Nice work. I would like to hear how you made it.

Cheers,
Northerner


----------



## orcrender (Sep 11, 2010)

Very nicely made.


----------



## Jesus Freak (Dec 31, 2011)

Good job, love the bent end!


----------



## esclark76 (Mar 14, 2012)

e~shot said:


> First, Welcome to the forum. That is a cool looking slingshot.
> 
> BTW, just one suggestion how about lowering the work height ?


I will have to look into that when I start working on the next one.


----------



## esclark76 (Mar 14, 2012)

M_J said:


> I like the hook at the bottom, looks like it would really aid stability.


It is very stable and the hooked end helps anchor it in your hand.


----------



## esclark76 (Mar 14, 2012)

Northerner said:


> Nice work. I would like to hear how you made it.
> 
> Cheers,
> Northerner


I am actually surprised at how quick everything went. All I needed was a good sized vise, a propane torch for heating up the metal, a 4lb. hammer(for when things went wrong), a pipe wrench, and a couple of other wrenches to help with bending. Its kinda funny since it took longer to get everything together then it did to build it....lol!


----------



## Charles (Aug 26, 2010)

Nice job ... looks professional. With my arthritis, I would not be able to handle forks that high with hammer grip. But it is probably comfortable for the young toughs among us!!! Have you considered making one with countoured wooden grips? I know the parachord is easier to do and may come in handy in some situations, but I am partial to wood myself.

I am curious as to why you opted for the ring fork tips (like the Chinese slingshots) as opposed to the simple prong on North American style wire frames. I have both and do not notice a lot of difference in the way they shoot. I usually associate the ring style with the small diameter Chinese tubes and the simple prong with larger diameter tubes. But I note you are using the ring style with large tubes. Just curious to know if you find in difference in the way it shoots.
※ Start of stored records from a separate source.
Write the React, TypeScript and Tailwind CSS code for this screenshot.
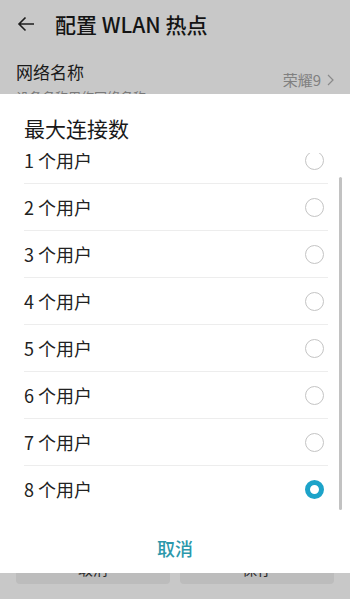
import React from 'react';

const OPTIONS = [1, 2, 3, 4, 5, 6, 7, 8];
const SELECTED = 8;

const Radio: React.FC<{ checked: boolean }> = ({ checked }) =>
  checked ? (
    <span className="w-[19px] h-[19px] rounded-full border-[5px] border-[#1ca3c9] box-border" />
  ) : (
    <span className="w-[19px] h-[19px] rounded-full border border-[#c4c4c4] box-border" />
  );

export default function App() {
  return (
    <div
      className="relative w-[350px] h-[599px] overflow-hidden bg-[#c8c8c8] flex flex-col"
      style={{ fontFamily: '"Noto Sans CJK SC", "Noto Sans", sans-serif' }}
    >
      {/* Background page (dimmed) */}
      <div className="flex items-center h-[48px] pl-[16px]">
        <svg width="20" height="20" viewBox="0 0 20 20" className="text-[#1c1c1c]">
          <path d="M18 10H3M9.5 3.5L3 10l6.5 6.5" fill="none" stroke="currentColor" strokeWidth="1.6" />
        </svg>
        <span className="ml-[19px] text-[21px] font-medium text-[#141414] leading-none">配置 WLAN 热点</span>
      </div>
      <div className="flex items-start justify-between px-[16px] pt-[11px]">
        <div className="flex flex-col">
          <span className="text-[17px] text-[#1a1a1a] leading-[26px]">网络名称</span>
          <span className="text-[13px] text-[#7a7a7a] leading-[18px] mt-[3px]">设备名称用作网络名称</span>
        </div>
        <div className="flex items-center gap-[6px] mt-[11px] text-[15px] text-[#808080] leading-[20px]">
          <span>荣耀9</span>
          <svg width="7" height="12" viewBox="0 0 7 12">
            <path d="M1 1l5 5-5 5" fill="none" stroke="#8a8a8a" strokeWidth="1.2" />
          </svg>
        </div>
      </div>
      <div className="mt-auto mb-[15px] flex gap-[10px] px-[16px]">
        <div className="flex-1 h-[30px] rounded-[4px] bg-[#bcbcbc] flex items-center justify-center text-[15px] text-[#2a2a2a]">取消</div>
        <div className="flex-1 h-[30px] rounded-[4px] bg-[#bcbcbc] flex items-center justify-center text-[15px] text-[#2a2a2a]">保存</div>
      </div>

      {/* Dialog */}
      <div className="absolute left-0 right-0 top-[94px] h-[479px] bg-white flex flex-col">
        <div className="pt-[20px] px-[24px] text-[21px] leading-[28px] text-[#191919]">最大连接数</div>
        <div className="relative mt-[11px] h-[360px] overflow-hidden">
          <div className="-mt-[16px]">
            {OPTIONS.map((n) => (
              <div key={n} className="ml-[24px] mr-[22px] h-[47px] flex items-center justify-between border-b border-[#ededed] last:border-b-0">
                <span className="text-[18px] text-[#222]">{n} 个用户</span>
                <span className="mr-[4px] flex">
                  <Radio checked={n === SELECTED} />
                </span>
              </div>
            ))}
          </div>
          <div className="absolute left-[339px] top-[24px] bottom-[3px] w-[3px] rounded-full bg-[#c2c2c2]" />
        </div>
        <div className="mt-[10px] h-[50px] flex items-center justify-center text-[18px] font-medium text-[#2b98ab]">取消</div>
      </div>
    </div>
  );
}
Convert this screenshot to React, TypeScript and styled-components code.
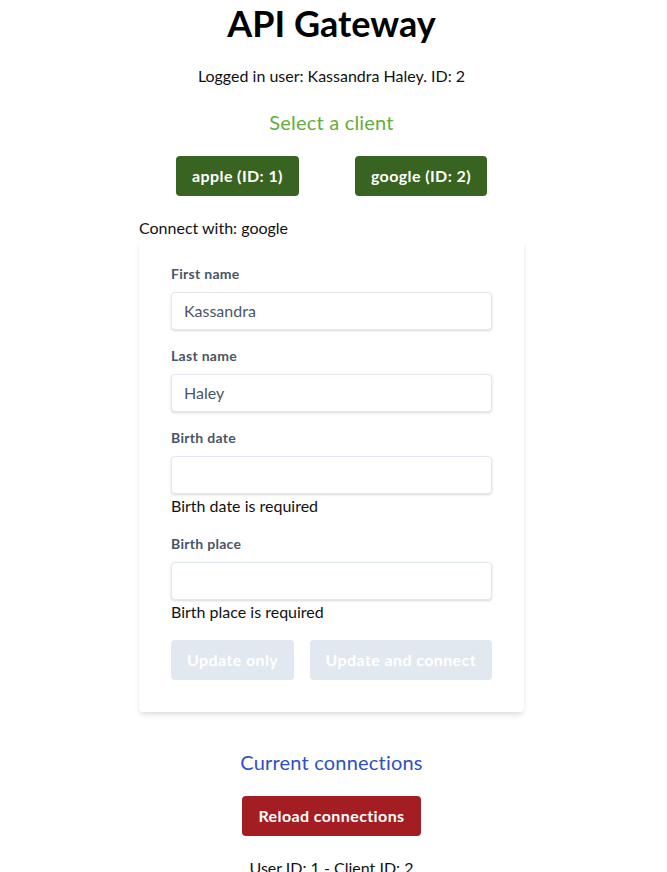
import React from "react";
import styled, { createGlobalStyle } from "styled-components";

const GlobalStyle = createGlobalStyle`
  *, *::before, *::after { box-sizing: border-box; }
  body {
    margin: 0;
    font-family: Lato, "Noto Sans", sans-serif;
    font-size: 16px;
    color: #111;
    background: #fff;
  }
`;

const Page = styled.main`
  display: flex;
  flex-direction: column;
  align-items: center;
  text-align: center;
  width: 663px;
`;

const Title = styled.h1`
  margin: 3px 0 0;
  font-size: 36px;
  line-height: 40px;
  font-weight: 700;
  color: #000;
`;

const Text = styled.p<{ $mt?: number }>`
  margin: ${(p) => p.$mt ?? 20}px 0 0;
  font-size: 16px;
  line-height: 24px;
  color: #111;
`;

const Heading = styled.h2<{ $color: string; $mt?: number }>`
  margin: ${(p) => p.$mt ?? 20}px 0 0;
  font-size: 20px;
  line-height: 28px;
  font-weight: 400;
  letter-spacing: 0.2px;
  color: ${(p) => p.$color};
`;

const ButtonRow = styled.div`
  display: flex;
  justify-content: center;
  margin-top: 20px;
`;

const Button = styled.button<{ $bg: string; $mx?: number }>`
  font-family: inherit;
  font-size: 16px;
  line-height: 24px;
  font-weight: 700;
  letter-spacing: 0.4px;
  color: #fff;
  background: ${(p) => p.$bg};
  border: none;
  border-radius: 4px;
  padding: 8px 16px;
  margin: 0 ${(p) => p.$mx ?? 0}px;
  cursor: pointer;
  &:disabled {
    cursor: default;
  }
`;

const Section = styled.section`
  width: 385px;
  margin-top: 20px;
  text-align: left;
`;

const Card = styled.form`
  background: #fff;
  border-radius: 4px;
  box-shadow: 0 4px 6px -1px rgba(0, 0, 0, 0.1), 0 2px 4px -1px rgba(0, 0, 0, 0.06);
  padding: 24px 32px 32px;
  display: flex;
  flex-direction: column;
`;

const Field = styled.div`
  display: flex;
  flex-direction: column;
  margin-bottom: 16px;
`;

const Label = styled.label`
  font-size: 14px;
  line-height: 20px;
  font-weight: 700;
  letter-spacing: 0.3px;
  color: #4a5568;
  margin-bottom: 8px;
`;

const Input = styled.input`
  font-family: inherit;
  font-size: 16px;
  line-height: 20px;
  color: #4a5568;
  width: 100%;
  border: 1px solid #e2e8f0;
  border-radius: 4px;
  padding: 8px 12px;
  box-shadow: 0 1px 3px 0 rgba(0, 0, 0, 0.1), 0 1px 2px 0 rgba(0, 0, 0, 0.06);
  outline: none;
`;

const ErrorText = styled.span`
  font-size: 16px;
  line-height: 24px;
  color: #111;
`;

const Actions = styled.div`
  display: flex;
  justify-content: space-between;
`;

export default function App() {
  return (
    <>
      <GlobalStyle />
      <Page>
        <Title>API Gateway</Title>
        <Text $mt={21}>Logged in user: Kassandra Haley. ID: 2</Text>
        <Heading $color="#63ad3c">Select a client</Heading>
        <ButtonRow>
          <Button $bg="#396321" $mx={28}>apple (ID: 1)</Button>
          <Button $bg="#396321" $mx={28}>google (ID: 2)</Button>
        </ButtonRow>
        <Section>
          <Text $mt={0}>Connect with: google</Text>
          <Card onSubmit={(e) => e.preventDefault()}>
            <Field>
              <Label>First name</Label>
              <Input defaultValue="Kassandra" />
            </Field>
            <Field>
              <Label>Last name</Label>
              <Input defaultValue="Haley" />
            </Field>
            <Field>
              <Label>Birth date</Label>
              <Input />
              <ErrorText>Birth date is required</ErrorText>
            </Field>
            <Field>
              <Label>Birth place</Label>
              <Input />
              <ErrorText>Birth place is required</ErrorText>
            </Field>
            <Actions>
              <Button $bg="#e2e8f0" disabled>Update only</Button>
              <Button $bg="#e2e8f0" disabled>Update and connect</Button>
            </Actions>
          </Card>
        </Section>
        <Heading $color="#2f4fc2" $mt={36}>Current connections</Heading>
        <ButtonRow>
          <Button $bg="#a31d23">Reload connections</Button>
        </ButtonRow>
        <Text>User ID: 1 - Client ID: 2</Text>
      </Page>
    </>
  );
}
Hope to see a lot more of your work.

Cheers ....... Charles


----------



## newconvert (Dec 12, 2011)

e~shot said:


> First, Welcome to the forum. That is a cool looking slingshot.
> 
> BTW, just one suggestion how about lowering the work height ?


and clean up the very rough ends on your forks, those are band eaters, nice job. and welcome


----------



## quarterinmynose (Jan 21, 2012)

Nice work. I have a set of those bands on a trumark s9, anything you hit with those is gonna get hit hard.


----------



## esclark76 (Mar 14, 2012)

Charles said:


> Nice job ... looks professional. With my arthritis, I would not be able to handle forks that high with hammer grip. But it is probably comfortable for the young toughs among us!!! Have you considered making one with countoured wooden grips? I know the parachord is easier to do and may come in handy in some situations, but I am partial to wood myself.
> 
> I am curious as to why you opted for the ring fork tips (like the Chinese slingshots) as opposed to the simple prong on North American style wire frames. I have both and do not notice a lot of difference in the way they shoot. I usually associate the ring style with the small diameter Chinese tubes and the simple prong with larger diameter tubes. But I note you are using the ring style with large tubes. Just curious to know if you find in difference in the way it shoots.
> 
> ...


First I would like to thank everyone for their compliments!!! I really appreciate them.

Charles, wooden handles are awesome, I just don't have the space and equipment to make them right now. As far as the ringed tips go, its pretty much personal preference and I believe that it would be easier to change out bands/tubing. I have a Marksman shooter with the prong ends and haven't noticed much of a difference either when shooting. I am working on getting some theraband tubing so I am using the trumark bands for now.


----------



## akmslingshots (Mar 2, 2012)

that looks impressive, very symmetrical


----------



## treefork (Feb 1, 2010)

Nice job with the bending.


----------